What the task requires: Pictures in the data should be dropped; transcribe exactly the lines from the one that has "What React and" through the one that has "import React from 'react';".

Records excerpted from a collection:
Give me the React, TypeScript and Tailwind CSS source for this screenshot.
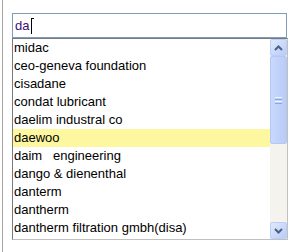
import { useState } from "react";

const items = [
  "midac",
  "ceo-geneva foundation",
  "cisadane",
  "condat lubricant",
  "daelim industral co",
  "daewoo",
  "daim   engineering",
  "dango & dienenthal",
  "danterm",
  "dantherm",
  "dantherm filtration gmbh(disa)",
];

function Chevron({ up }: { up?: boolean }) {
  return (
    <svg width="9" height="6" viewBox="0 0 9 6" className="block">
      <path
        d={up ? "M1 5 L4.5 1.5 L8 5" : "M1 1 L4.5 4.5 L8 1"}
        fill="none"
        stroke="#4d6185"
        strokeWidth="2"
      />
    </svg>
  );
}

function ScrollButton({ up }: { up?: boolean }) {
  return (
    <div className="h-[17px] w-[17px] flex items-center justify-center rounded-[2px] border border-[#bccdf8] bg-gradient-to-br from-[#e0e9fe] to-[#b8cbf7]">
      <Chevron up={up} />
    </div>
  );
}

export default function App() {
  const [value] = useState("da");
  const selected = 5;

  return (
    <div className="h-[252px] w-[298px] bg-white border-l border-[#a7a6a0] ml-[2px] pl-[9px] pt-[13px] font-['Liberation_Sans',sans-serif] text-[13px] text-black">
      {/* input */}
      <div className="h-[25px] w-[275px] border border-[#7f9db9] flex items-center pl-[2px]">
        <span className="text-[#3a0f6e] leading-none">{value}</span>
        <span className="ml-[2px] h-[16px] w-[1px] bg-black" />
        <span className="h-[1px] w-[2px] bg-black self-start mt-[4px]" />
      </div>

      {/* suggestion list */}
      <div className="w-[276px] h-[202px] border border-[#7a7a7a] border-r-[#c0c0c0] border-b-[#c0c0c0] flex">
        <div className="flex-1 flex flex-col">
          {items.map((item, i) => (
            <div
              key={item}
              className={`h-[18px] pl-[1px] flex items-center whitespace-pre ${
                i === selected ? "bg-[#fdf8a0]" : ""
              }`}
            >
              {item}
            </div>
          ))}
        </div>
        <div className="w-[17px] flex flex-col bg-[#f4f3ee]">
          <ScrollButton up />
          <div className="h-[88px] w-[17px] rounded-[2px] border border-[#b4c8f6] bg-gradient-to-r from-[#c9d8fc] to-[#b9cbf5] flex flex-col items-center justify-center gap-[1px]">
            <span className="h-[1px] w-[7px] bg-[#eef4fe]" />
            <span className="h-[1px] w-[7px] bg-[#8ca6e3]" />
            <span className="h-[1px] w-[7px] bg-[#eef4fe]" />
            <span className="h-[1px] w-[7px] bg-[#8ca6e3]" />
          </div>
          <div className="flex-1" />
          <ScrollButton />
        </div>
      </div>
    </div>
  );
}
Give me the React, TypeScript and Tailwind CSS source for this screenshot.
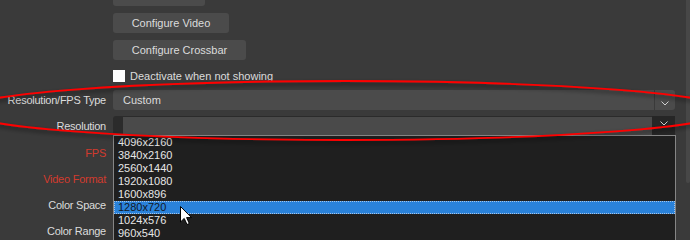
import React from "react";

const Chevron = () => (
  <svg width="8" height="5" viewBox="0 0 8 5" className="block">
    <polyline points="0.5,0.5 4,4 7.5,0.5" fill="none" stroke="#cfcfcf" strokeWidth="1" />
  </svg>
);

const items = ["4096x2160", "3840x2160", "2560x1440", "1920x1080", "1600x896", "1280x720", "1024x576", "960x540", "800x600"];

export default function App() {
  return (
    <div className="relative w-[690px] h-[240px] overflow-hidden bg-[#3a3a3a] font-['Liberation_Sans',Arial,sans-serif] text-[11px] text-[#dcdcdc]">
      <div className="flex">
        <div className="flex-1 -mt-[14px]">
          <div className="flex flex-col gap-[7px] pl-[113px]">
            <div className="w-[92px] h-[20px] rounded-[3px] bg-[#4b4b4b] flex items-center justify-center">Deactivate</div>
            <div className="w-[116px] h-[20px] rounded-[3px] bg-[#4b4b4b] flex items-center justify-center">Configure Video</div>
            <div className="w-[133px] h-[20px] rounded-[3px] bg-[#4b4b4b] flex items-center justify-center">Configure Crossbar</div>
          </div>
          <div className="mt-[10px] pl-[113px] h-[12px] flex items-center gap-[5px]">
            <div className="w-[12px] h-[12px] bg-white" />
            <span>Deactivate when not showing</span>
          </div>
          <div className="mt-[8px] flex items-center gap-[7px] h-[20px]">
            <div className="w-[106px] text-right tracking-[-0.25px]">Resolution/FPS Type</div>
            <div className="w-[562px] h-[20px] rounded-[3px] bg-[#4b4b4b] flex">
              <div className="flex-1 pl-[10px] flex items-center">Custom</div>
              <div className="w-[21px] border-l border-[#3a3a3a] flex items-end justify-center pb-[4px]">
                <Chevron />
              </div>
            </div>
          </div>
          <div className="mt-[6px] flex items-center gap-[7px] h-[20px]">
            <div className="w-[106px] text-right tracking-[-0.25px]">Resolution</div>
            <div className="w-[562px] h-[20px] rounded-[3px] bg-[#2b2b2b] flex">
              <div className="w-[10px]" />
              <div className="flex-1 my-[1px] bg-[#4a4a4a]" />
              <div className="w-[23px] bg-[#262626] flex items-start justify-center pt-[5px]">
                <Chevron />
              </div>
            </div>
          </div>
          <div className="mt-[4px] flex flex-col tracking-[-0.25px]">
            <div className="h-[26px] flex items-center"><div className="w-[106px] text-right text-[#d23a2e]">FPS</div></div>
            <div className="h-[26px] flex items-center"><div className="w-[106px] text-right text-[#d23a2e]">Video Format</div></div>
            <div className="h-[26px] flex items-center"><div className="w-[106px] text-right">Color Space</div></div>
            <div className="h-[26px] flex items-center"><div className="w-[106px] text-right">Color Range</div></div>
          </div>
        </div>
        <div className="w-[5px] pt-0">
          <div className="w-[4px] ml-[1px] h-[183px] rounded-b-[3px] bg-[#474747]" />
        </div>
      </div>

      <div className="absolute left-[113px] top-[135px] w-[563px] h-[120px] bg-[#1f1f1f] border border-[#858585] text-[#e6e6e6]">
        {items.map((it) => (
          <div
            key={it}
            className={
              it === "1280x720"
                ? "h-[13px] leading-[11px] pl-[3px] bg-[#2a82da] border border-dotted border-[#a8c4e4] text-[#111827]"
                : "h-[13px] leading-[13px] pl-[4px]"
            }
          >
            {it}
          </div>
        ))}
      </div>

      <svg className="absolute inset-0 pointer-events-none" width="690" height="240" viewBox="0 0 690 240">
        <defs>
          <filter id="sh" x="-10%" y="-50%" width="120%" height="200%">
            <feDropShadow dx="0" dy="2.5" stdDeviation="2" floodColor="#000" floodOpacity="0.6" />
          </filter>
        </defs>
        <ellipse cx="345" cy="110.5" rx="383" ry="29.5" fill="none" stroke="#ff0000" strokeWidth="1.8" filter="url(#sh)" />
      </svg>

      <svg className="absolute left-[180px] top-[206px] pointer-events-none" width="13" height="20" viewBox="0 0 13 20">
        <polygon points="0.5,0.5 0.5,16 4.2,12.4 7,18.5 9.3,17.5 6.6,11.6 11.5,11.6" fill="#fff" stroke="#000" strokeWidth="1" strokeLinejoin="round" />
      </svg>
    </div>
  );
}
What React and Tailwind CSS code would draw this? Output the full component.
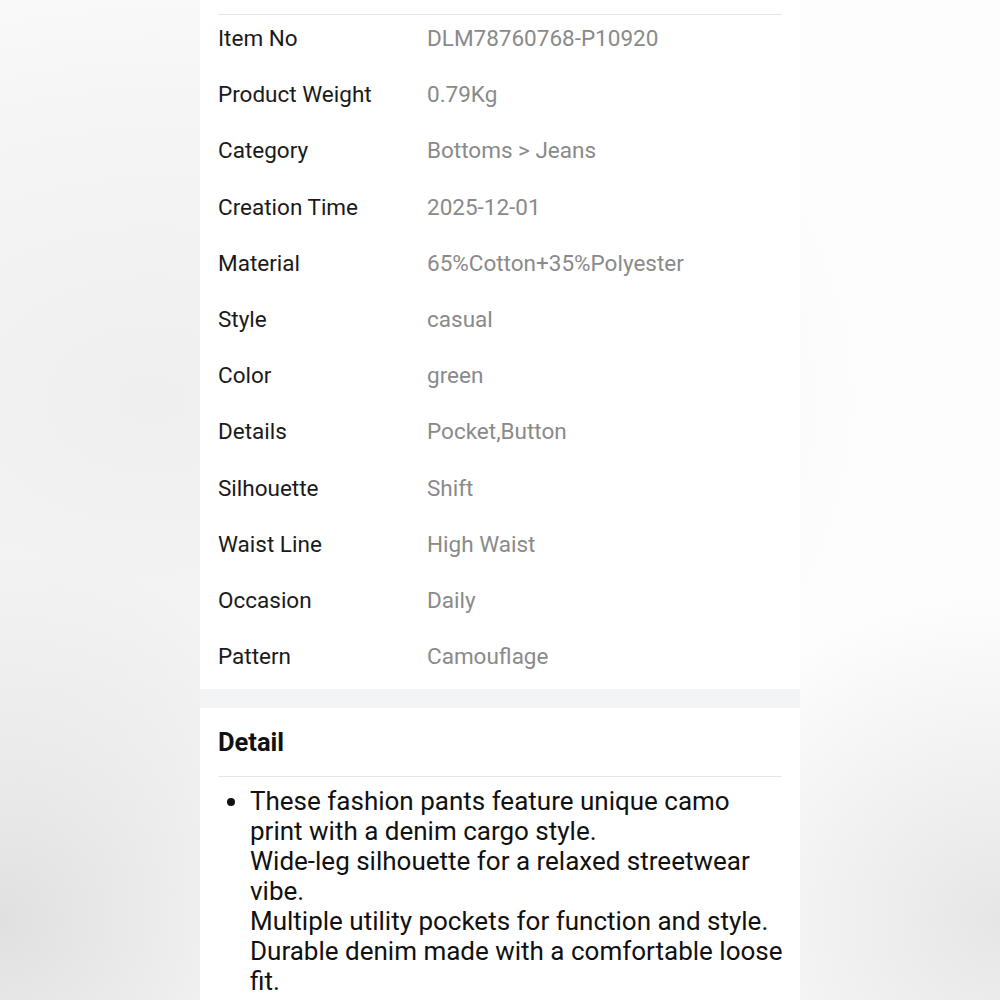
import React from 'react';

const specs = [
  ['Item No', 'DLM78760768-P10920'],
  ['Product Weight', '0.79Kg'],
  ['Category', 'Bottoms > Jeans'],
  ['Creation Time', '2025-12-01'],
  ['Material', '65%Cotton+35%Polyester'],
  ['Style', 'casual'],
  ['Color', 'green'],
  ['Details', 'Pocket,Button'],
  ['Silhouette', 'Shift'],
  ['Waist Line', 'High Waist'],
  ['Occasion', 'Daily'],
  ['Pattern', 'Camouflage'],
];

// lines as they wrap on the page
const detailLines = [
  'These fashion pants feature unique camo',
  'print with a denim cargo style.',
  'Wide-leg silhouette for a relaxed streetwear',
  'vibe.',
  'Multiple utility pockets for function and style.',
  'Durable denim made with a comfortable loose',
  'fit.',
];

export default function App() {
  return (
    <div
      className="h-[1000px] overflow-hidden flex justify-center bg-[radial-gradient(ellipse_at_0%_92%,#e0e0e0,rgba(255,255,255,0)_28%),radial-gradient(ellipse_at_100%_92%,#e6e6e6,rgba(255,255,255,0)_25%),radial-gradient(ellipse_at_15%_40%,#efefef_0%,#f5f5f5_35%,#fdfdfd_60%)] font-['Roboto',sans-serif]"
    >
      <div className="w-[600px] flex flex-col">
        {/* product attributes */}
        <div className="bg-white px-[18px] pt-[14px]">
          <div className="border-t border-[#e6e6e6]">
            {specs.map(([label, value]) => (
              <div key={label} className="flex pt-[11px] pb-[21.2px] text-[22.5px] leading-6">
                <div className="w-[209px] shrink-0 text-[#1a1a1a]">{label}</div>
                <div className="text-[#8a8a8a]">{value}</div>
              </div>
            ))}
          </div>
        </div>

        <div className="h-[19px] bg-[#f3f4f6]" />

        {/* detail section */}
        <div className="flex-1 bg-white px-[18px]">
          <h2 className="pt-[19px] pb-[19px] text-[25.5px] leading-[30px] font-bold text-[#111]">Detail</h2>
          <div className="border-t border-[#e6e6e6] pt-[9px]">
            <ul className="list-disc pl-8 text-[26px] leading-[30px] text-[#111]">
              <li>
                {detailLines.map((line) => (
                  <span key={line} className="block whitespace-nowrap">{line}</span>
                ))}
              </li>
            </ul>
          </div>
        </div>
      </div>
    </div>
  );
}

Finished answer:
What React and Tailwind CSS code would draw this? Output the full component.
import React from 'react';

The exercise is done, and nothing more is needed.